Sono banalità? È umanità, soprattutto. Un’umanità su cui la macchina da presa di Kechiche si muove a fior di pelle, con spartana e potentissima grazia, in un dispositivo cinematografico che articola la lingua del realismo tra il teatro e la televisione: in 3 ore di visi, lacrime e umori, sussurri e grida, in una retorica vitalistica di bocche che mangiano e lingue che tremano, s’attualizza e si fa fragile, si fa tragico, qualsiasi discorso preesistente. E come uno strutturalista che cerca di redimersi nel mirare il mistero delle cose, Kechiche elide dal fumetto le scene di contrimento e lamento militante, preferisce al melodramma i confini del naturalismo e aggiunge sfiancanti, gioiose scene di sesso che non s’offrono al godimento dello spettatore, ma cercano di rappresentare solo quello delle protagoniste, sottraendosi nel ritmo e nel decoupage alla pornografia e umiliando brutalmente i modi dell’erotismo soft, eccedendone la misura come il cinema anticolonialista di Kechiche eccede, sempre, le misure d’ogni discorso, per cercare di cogliere ciò che resta d’autentico, intorno. E come tutte, anche quelle immagini non assecondano le abituali logiche narrative del desiderio: le posizioni si ripetono, le coreografie sono goffe, non ci sono censure, l’orgasmo è solo, soltanto punteggiatura.
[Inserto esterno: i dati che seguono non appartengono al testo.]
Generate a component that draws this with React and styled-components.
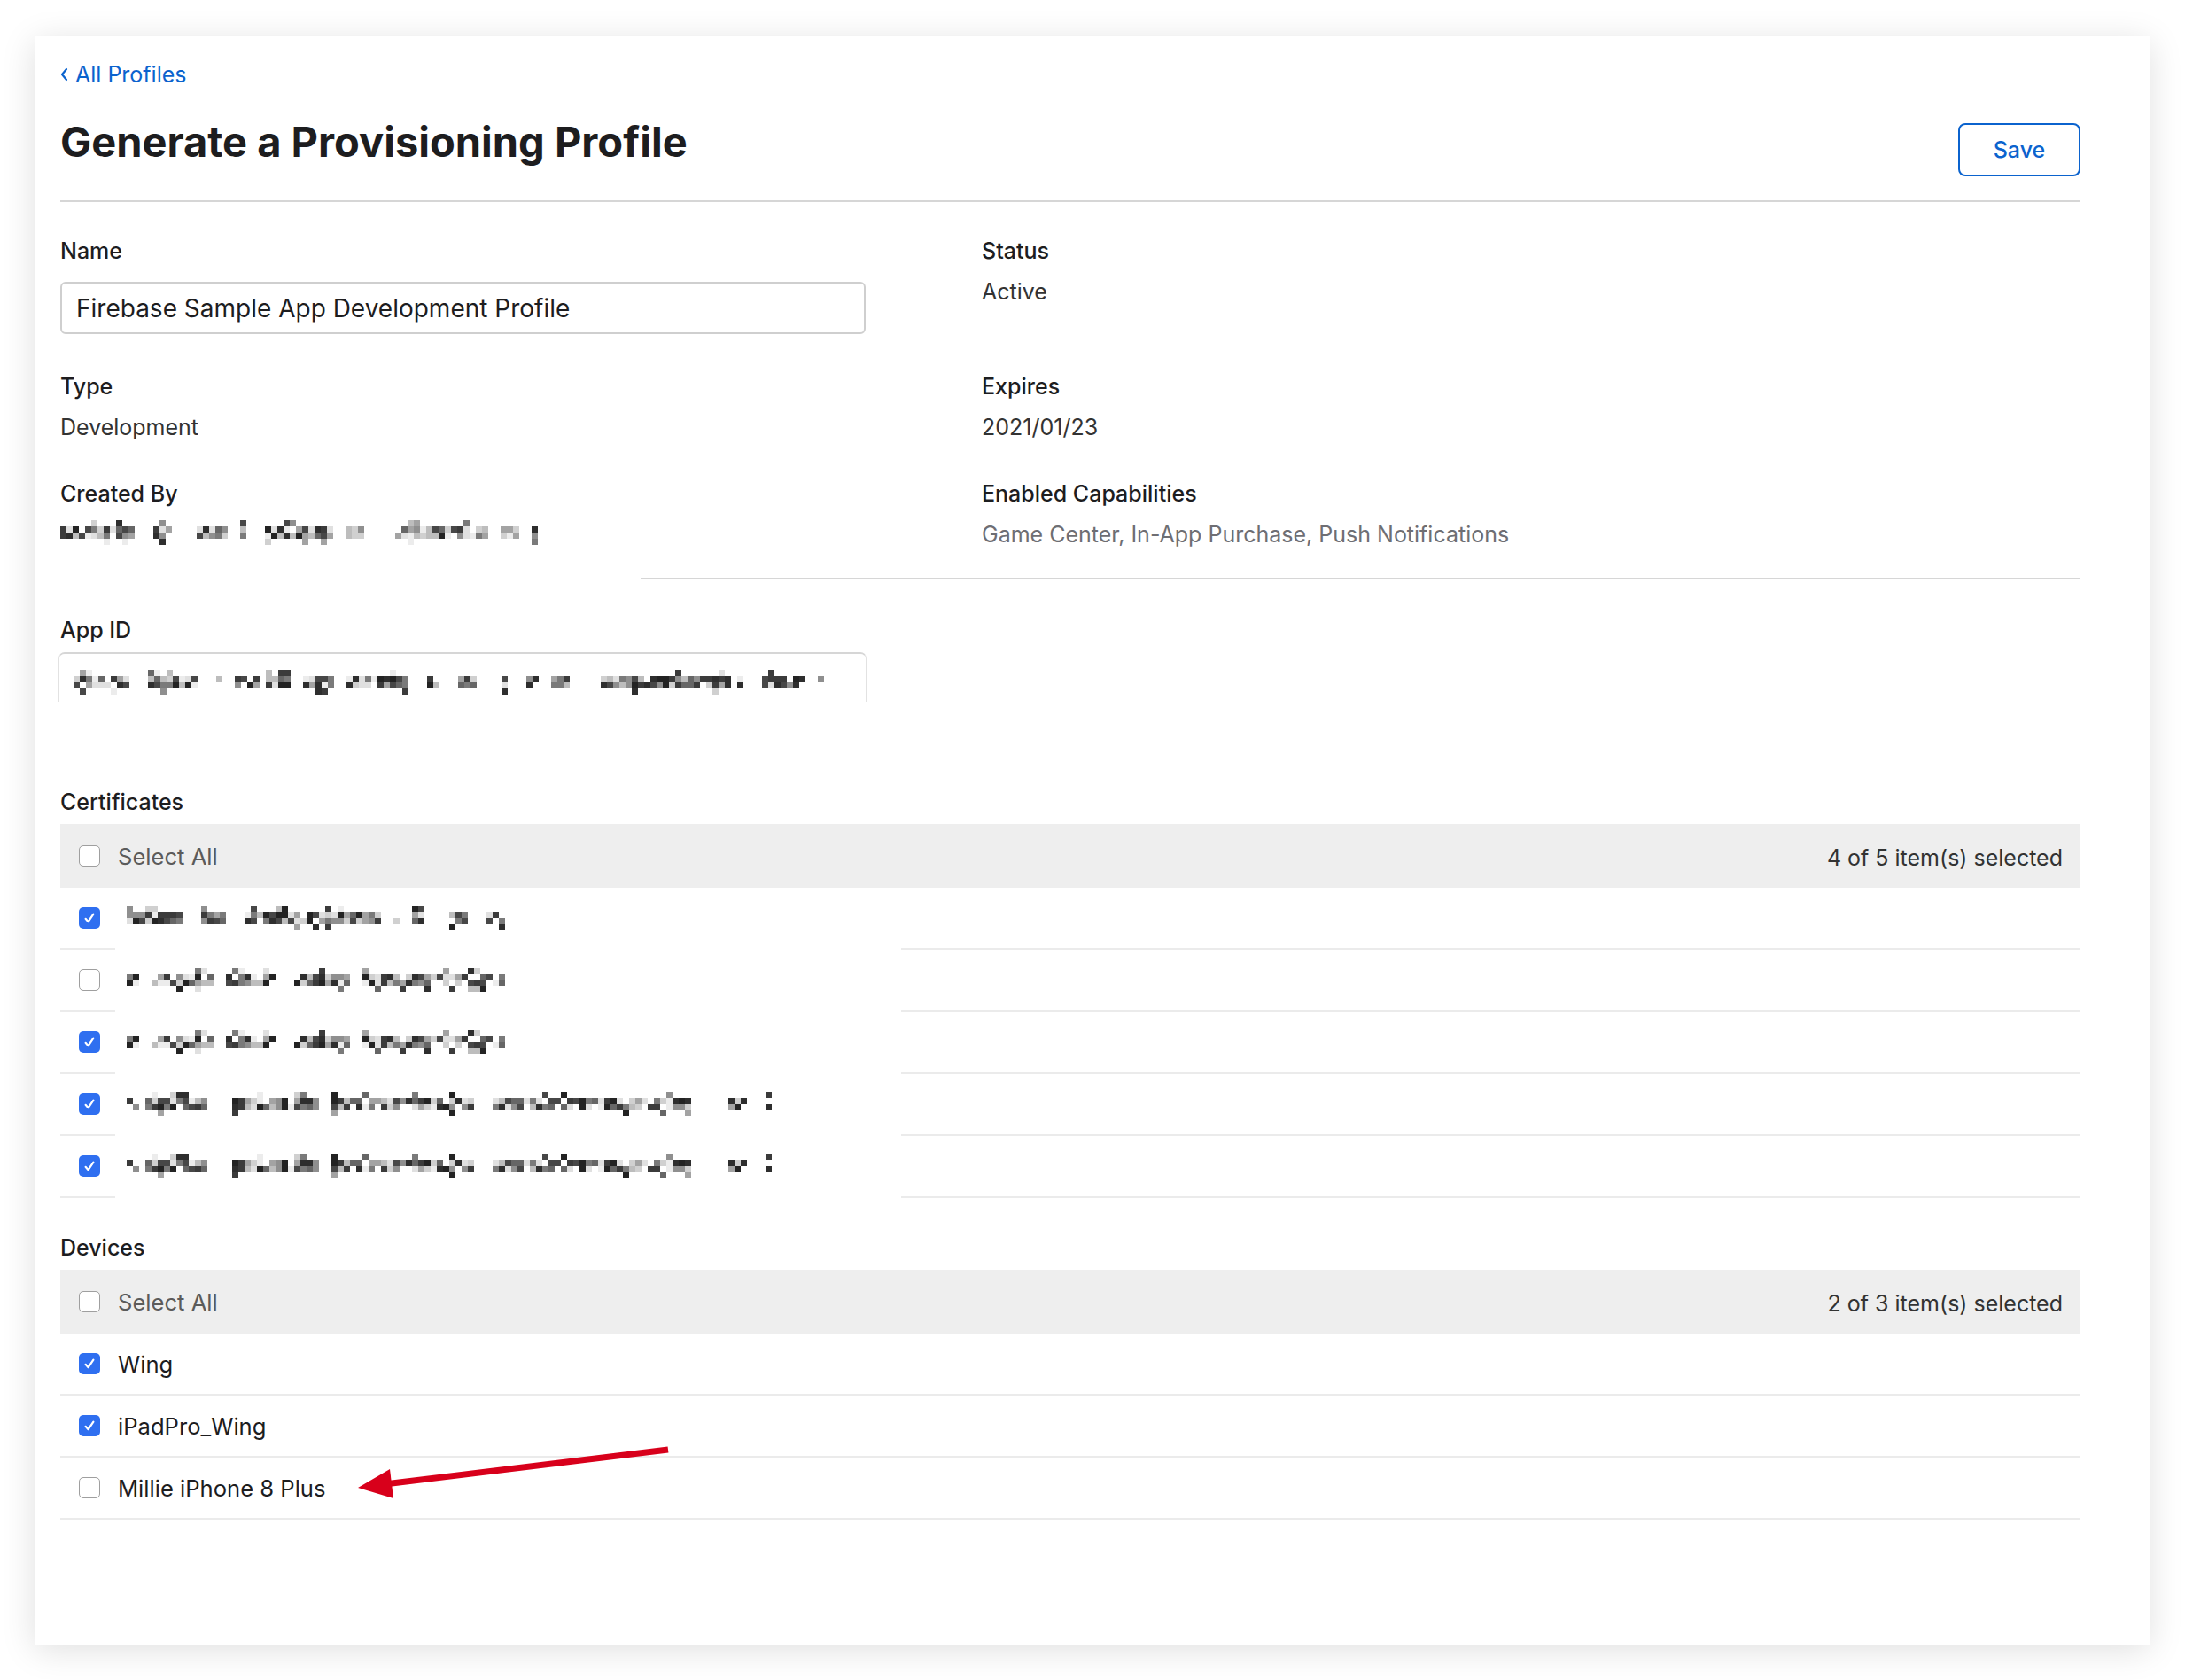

Così, coeorentemente, il film non si chiude quando finisce il discorso d’amore, quando il blu è solo un ricordo: questi sono solo i Chapitre 1 & 2. Perché se la storia di Clémentine è finita, quella di Adèle, che non si conclude, è il precipitato di un cinema che sa raccontare la vita, anche, e soprattutto, quando le sue narrazioni sono sfinite.